WHAT YOU ARE ASKED TO DO:
Exclude the pictures, then repeat the remaining data exactly.

PROVIDED DATA:
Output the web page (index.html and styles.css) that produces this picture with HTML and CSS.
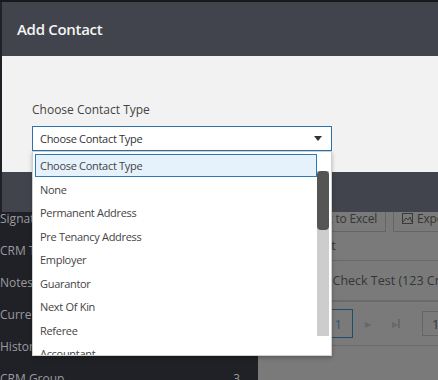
FILE: index.html
```html
<!DOCTYPE html>
<html lang="en">
<head>
    <meta charset="UTF-8">
    <meta name="viewport" content="width=device-width, initial-scale=1.0">
    <title>Add Contact</title>
    <link rel="stylesheet" href="styles.css">
</head>
<body>
    <div class="page">
        <aside class="sidebar">
            <div class="nav-item">Signatures</div>
            <div class="nav-item">CRM Tasks</div>
            <div class="nav-item">Notes</div>
            <div class="nav-item">Current Tenancy</div>
            <div class="nav-item">Historic Tenancies</div>
            <div class="nav-item">CRM Group <span class="count">3</span></div>
        </aside>
        <main class="content">
            <div class="toolbar">
                <div class="tool-btn wide">Export to Excel</div>
                <div class="tool-btn">
                    <svg width="11" height="11" viewBox="0 0 11 11"><rect x="0.5" y="0.5" width="10" height="10" fill="none" stroke="#3a3a3a"/><path d="M1 9 L4 5 L6 7 L8 4 L10 9" fill="none" stroke="#3a3a3a"/></svg>
                    Export to PDF
                </div>
            </div>
            <div class="grid-head">Contact</div>
            <div class="grid-row">Credit Check Test (123 Credit Street)</div>
            <div class="pager">
                <div class="page-box current">1</div>
                <span class="pager-arrow">&#9654;</span>
                <span class="pager-arrow last">&#9654;<i></i></span>
                <div class="page-box">10</div>
            </div>
        </main>
    </div>

    <div class="modal">
        <div class="modal-header">Add Contact</div>
        <div class="modal-body">
            <div class="field-label">Choose Contact Type</div>
            <div class="select-wrap">
                <div class="select">Choose Contact Type <span class="arrow"></span></div>
                <div class="dropdown">
                    <ul class="options">
                        <li class="selected">Choose Contact Type</li>
                        <li>None</li>
                        <li>Permanent Address</li>
                        <li>Pre Tenancy Address</li>
                        <li>Employer</li>
                        <li>Guarantor</li>
                        <li>Next Of Kin</li>
                        <li>Referee</li>
                        <li>Accountant</li>
                        <li>Solicitor</li>
                    </ul>
                    <div class="scrollbar"><div class="thumb"></div></div>
                </div>
            </div>
        </div>
        <div class="modal-footer"></div>
    </div>
</body>
</html>
```

FILE: styles.css
```css
html, body {
    margin: 0;
    height: 100%;
    overflow: hidden;
    background-color: #18191c;
    font-family: 'Open Sans', 'Noto Sans', sans-serif;
}
.page {
    display: flex;
    height: 100%;
    margin-top: 2px;
}
.sidebar {
    width: 258px;
    flex-shrink: 0;
    background-color: #202126;
    padding-top: 200.5px;
    box-sizing: border-box;
}
.nav-item {
    height: 32px;
    display: flex;
    align-items: center;
    justify-content: space-between;
    padding: 0 18px 0 0;
    color: #9a9b9f;
    font-size: 12px;
}
.content {
    flex: 1;
    background-color: #7a7a7a;
    padding-top: 202px;
    color: #353535;
    font-size: 12px;
    letter-spacing: -0.2px;
}
.toolbar {
    display: flex;
    gap: 7px;
    padding-left: 18px;
    height: 28px;
}
.tool-btn {
    display: flex;
    align-items: center;
    gap: 4px;
    border: 1px solid #666;
    padding: 0 8px;
    white-space: nowrap;
    box-sizing: border-box;
}
.tool-btn.wide {
    width: 110px;
    justify-content: flex-end;
}
.grid-head {
    height: 28px;
    line-height: 28px;
    padding-left: 34px;
    font-size: 12.5px;
    border-bottom: 1px solid #686868;
}
.grid-row {
    height: 39px;
    line-height: 39px;
    padding-left: 36px;
    font-size: 12.5px;
    letter-spacing: 0;
    border-bottom: 2px solid #6a6a6a;
    white-space: nowrap;
}
.pager {
    display: flex;
    align-items: center;
    height: 43px;
    padding-left: 65px;
    border-bottom: 1px solid #6a6a6a;
}
.page-box {
    width: 30px;
    height: 29px;
    box-sizing: border-box;
    border: 1px solid #1f4d6b;
    color: #2a5878;
    font-size: 13px;
    display: flex;
    align-items: center;
    justify-content: center;
}
.page-box:last-child {
    border-color: #666;
    color: #353535;
    height: 25px;
    margin-left: 22px;
    justify-content: flex-start;
    padding-left: 9px;
}
.pager-arrow {
    color: #686868;
    font-size: 8px;
    margin-left: 12px;
    width: 8px;
}
.pager-arrow.last {
    margin-left: 19px;
    display: flex;
    align-items: center;
}
.pager-arrow.last i {
    display: inline-block;
    width: 2px;
    height: 9px;
    background-color: #686868;
}

.modal {
    position: absolute;
    top: 2px;
    left: 2px;
    width: 460px;
}
.modal-header {
    height: 54px;
    background-color: #41444d;
    color: #f4f4f4;
    font-size: 15px;
    font-weight: 600;
    letter-spacing: -0.3px;
    line-height: 54px;
    padding-left: 15px;
}
.modal-body {
    background-color: #f2f2f2;
    height: 116px;
    padding: 45px 0 0 30px;
    box-sizing: border-box;
}
.modal-footer {
    height: 40px;
    background-color: #41444d;
}
.field-label {
    color: #444;
    font-size: 12px;
    margin-bottom: 8px;
}
.select-wrap {
    position: relative;
    width: 300px;
}
.select {
    height: 25px;
    box-sizing: border-box;
    border: 1px solid #2b73aa;
    background-color: #fff;
    color: #333;
    font-size: 11px;
    letter-spacing: -0.3px;
    padding-left: 7px;
    display: flex;
    align-items: center;
}
.arrow {
    margin-left: auto;
    margin-right: 9px;
    width: 0;
    height: 0;
    border-left: 4px solid transparent;
    border-right: 4px solid transparent;
    border-top: 5px solid #333;
}
.dropdown {
    position: absolute;
    top: 25px;
    left: 0;
    width: 300px;
    height: 205px;
    box-sizing: border-box;
    background-color: #fff;
    border: 1px solid #cfcfcf;
    box-shadow: 0 2px 4px rgba(0, 0, 0, 0.25);
    display: flex;
    overflow: hidden;
}
.options {
    list-style: none;
    margin: 0;
    padding: 2px 0 0 2px;
    width: 284px;
    box-sizing: border-box;
}
.options li {
    height: 23.5px;
    box-sizing: border-box;
    padding-left: 5px;
    display: flex;
    align-items: center;
    color: #444;
    font-size: 11px;
    letter-spacing: -0.3px;
    white-space: nowrap;
}
.options li.selected {
    background-color: #e5f1fb;
    border: 1px solid #2b7ab3;
    padding-left: 4px;
    height: 23px;
    margin-bottom: 0.5px;
}
.scrollbar {
    width: 12px;
    margin: 19px 0 19px;
    background-color: #cdcdcd;
}
.thumb {
    height: 59px;
    background-color: #555;
    border-radius: 4px;
}
```
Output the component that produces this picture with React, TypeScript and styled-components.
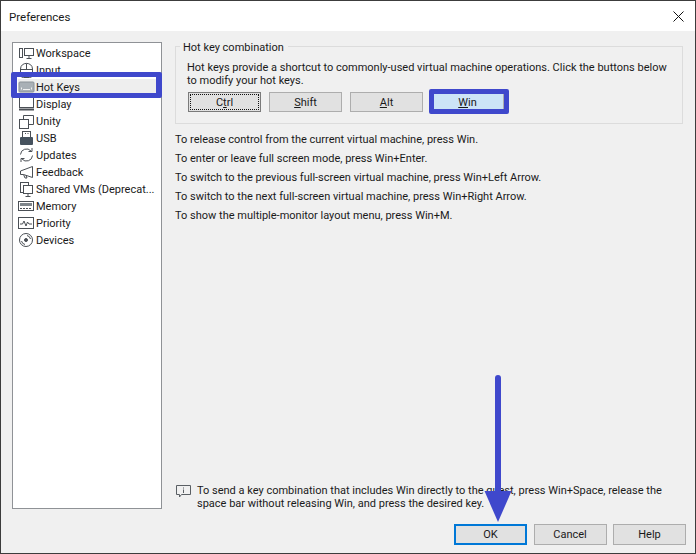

EXPECTED OUTPUT:
Output the web page (index.html and styles.css) that produces this picture with HTML and CSS.
FILE: index.html
```html
<!DOCTYPE html>
<html lang="en">
<head>
    <meta charset="UTF-8">
    <meta name="viewport" content="width=device-width, initial-scale=1.0">
    <title>Add Contact</title>
    <link rel="stylesheet" href="styles.css">
</head>
<body>
    <div class="page">
        <aside class="sidebar">
            <div class="nav-item">Signatures</div>
            <div class="nav-item">CRM Tasks</div>
            <div class="nav-item">Notes</div>
            <div class="nav-item">Current Tenancy</div>
            <div class="nav-item">Historic Tenancies</div>
            <div class="nav-item">CRM Group <span class="count">3</span></div>
        </aside>
        <main class="content">
            <div class="toolbar">
                <div class="tool-btn wide">Export to Excel</div>
                <div class="tool-btn">
                    <svg width="11" height="11" viewBox="0 0 11 11"><rect x="0.5" y="0.5" width="10" height="10" fill="none" stroke="#3a3a3a"/><path d="M1 9 L4 5 L6 7 L8 4 L10 9" fill="none" stroke="#3a3a3a"/></svg>
                    Export to PDF
                </div>
            </div>
            <div class="grid-head">Contact</div>
            <div class="grid-row">Credit Check Test (123 Credit Street)</div>
            <div class="pager">
                <div class="page-box current">1</div>
                <span class="pager-arrow">&#9654;</span>
                <span class="pager-arrow last">&#9654;<i></i></span>
                <div class="page-box">10</div>
            </div>
        </main>
    </div>

    <div class="modal">
        <div class="modal-header">Add Contact</div>
        <div class="modal-body">
            <div class="field-label">Choose Contact Type</div>
            <div class="select-wrap">
                <div class="select">Choose Contact Type <span class="arrow"></span></div>
                <div class="dropdown">
                    <ul class="options">
                        <li class="selected">Choose Contact Type</li>
                        <li>None</li>
                        <li>Permanent Address</li>
                        <li>Pre Tenancy Address</li>
                        <li>Employer</li>
                        <li>Guarantor</li>
                        <li>Next Of Kin</li>
                        <li>Referee</li>
                        <li>Accountant</li>
                        <li>Solicitor</li>
                    </ul>
                    <div class="scrollbar"><div class="thumb"></div></div>
                </div>
            </div>
        </div>
        <div class="modal-footer"></div>
    </div>
</body>
</html>
```

FILE: styles.css
```css
html, body {
    margin: 0;
    height: 100%;
    overflow: hidden;
    background-color: #18191c;
    font-family: 'Open Sans', 'Noto Sans', sans-serif;
}
.page {
    display: flex;
    height: 100%;
    margin-top: 2px;
}
.sidebar {
    width: 258px;
    flex-shrink: 0;
    background-color: #202126;
    padding-top: 200.5px;
    box-sizing: border-box;
}
.nav-item {
    height: 32px;
    display: flex;
    align-items: center;
    justify-content: space-between;
    padding: 0 18px 0 0;
    color: #9a9b9f;
    font-size: 12px;
}
.content {
    flex: 1;
    background-color: #7a7a7a;
    padding-top: 202px;
    color: #353535;
    font-size: 12px;
    letter-spacing: -0.2px;
}
.toolbar {
    display: flex;
    gap: 7px;
    padding-left: 18px;
    height: 28px;
}
.tool-btn {
    display: flex;
    align-items: center;
    gap: 4px;
    border: 1px solid #666;
    padding: 0 8px;
    white-space: nowrap;
    box-sizing: border-box;
}
.tool-btn.wide {
    width: 110px;
    justify-content: flex-end;
}
.grid-head {
    height: 28px;
    line-height: 28px;
    padding-left: 34px;
    font-size: 12.5px;
    border-bottom: 1px solid #686868;
}
.grid-row {
    height: 39px;
    line-height: 39px;
    padding-left: 36px;
    font-size: 12.5px;
    letter-spacing: 0;
    border-bottom: 2px solid #6a6a6a;
    white-space: nowrap;
}
.pager {
    display: flex;
    align-items: center;
    height: 43px;
    padding-left: 65px;
    border-bottom: 1px solid #6a6a6a;
}
.page-box {
    width: 30px;
    height: 29px;
    box-sizing: border-box;
    border: 1px solid #1f4d6b;
    color: #2a5878;
    font-size: 13px;
    display: flex;
    align-items: center;
    justify-content: center;
}
.page-box:last-child {
    border-color: #666;
    color: #353535;
    height: 25px;
    margin-left: 22px;
    justify-content: flex-start;
    padding-left: 9px;
}
.pager-arrow {
    color: #686868;
    font-size: 8px;
    margin-left: 12px;
    width: 8px;
}
.pager-arrow.last {
    margin-left: 19px;
    display: flex;
    align-items: center;
}
.pager-arrow.last i {
    display: inline-block;
    width: 2px;
    height: 9px;
    background-color: #686868;
}

.modal {
    position: absolute;
    top: 2px;
    left: 2px;
    width: 460px;
}
.modal-header {
    height: 54px;
    background-color: #41444d;
    color: #f4f4f4;
    font-size: 15px;
    font-weight: 600;
    letter-spacing: -0.3px;
    line-height: 54px;
    padding-left: 15px;
}
.modal-body {
    background-color: #f2f2f2;
    height: 116px;
    padding: 45px 0 0 30px;
    box-sizing: border-box;
}
.modal-footer {
    height: 40px;
    background-color: #41444d;
}
.field-label {
    color: #444;
    font-size: 12px;
    margin-bottom: 8px;
}
.select-wrap {
    position: relative;
    width: 300px;
}
.select {
    height: 25px;
    box-sizing: border-box;
    border: 1px solid #2b73aa;
    background-color: #fff;
    color: #333;
    font-size: 11px;
    letter-spacing: -0.3px;
    padding-left: 7px;
    display: flex;
    align-items: center;
}
.arrow {
    margin-left: auto;
    margin-right: 9px;
    width: 0;
    height: 0;
    border-left: 4px solid transparent;
    border-right: 4px solid transparent;
    border-top: 5px solid #333;
}
.dropdown {
    position: absolute;
    top: 25px;
    left: 0;
    width: 300px;
    height: 205px;
    box-sizing: border-box;
    background-color: #fff;
    border: 1px solid #cfcfcf;
    box-shadow: 0 2px 4px rgba(0, 0, 0, 0.25);
    display: flex;
    overflow: hidden;
}
.options {
    list-style: none;
    margin: 0;
    padding: 2px 0 0 2px;
    width: 284px;
    box-sizing: border-box;
}
.options li {
    height: 23.5px;
    box-sizing: border-box;
    padding-left: 5px;
    display: flex;
    align-items: center;
    color: #444;
    font-size: 11px;
    letter-spacing: -0.3px;
    white-space: nowrap;
}
.options li.selected {
    background-color: #e5f1fb;
    border: 1px solid #2b7ab3;
    padding-left: 4px;
    height: 23px;
    margin-bottom: 0.5px;
}
.scrollbar {
    width: 12px;
    margin: 19px 0 19px;
    background-color: #cdcdcd;
}
.thumb {
    height: 59px;
    background-color: #555;
    border-radius: 4px;
}
```
Output the component that produces this picture with React, TypeScript and styled-components.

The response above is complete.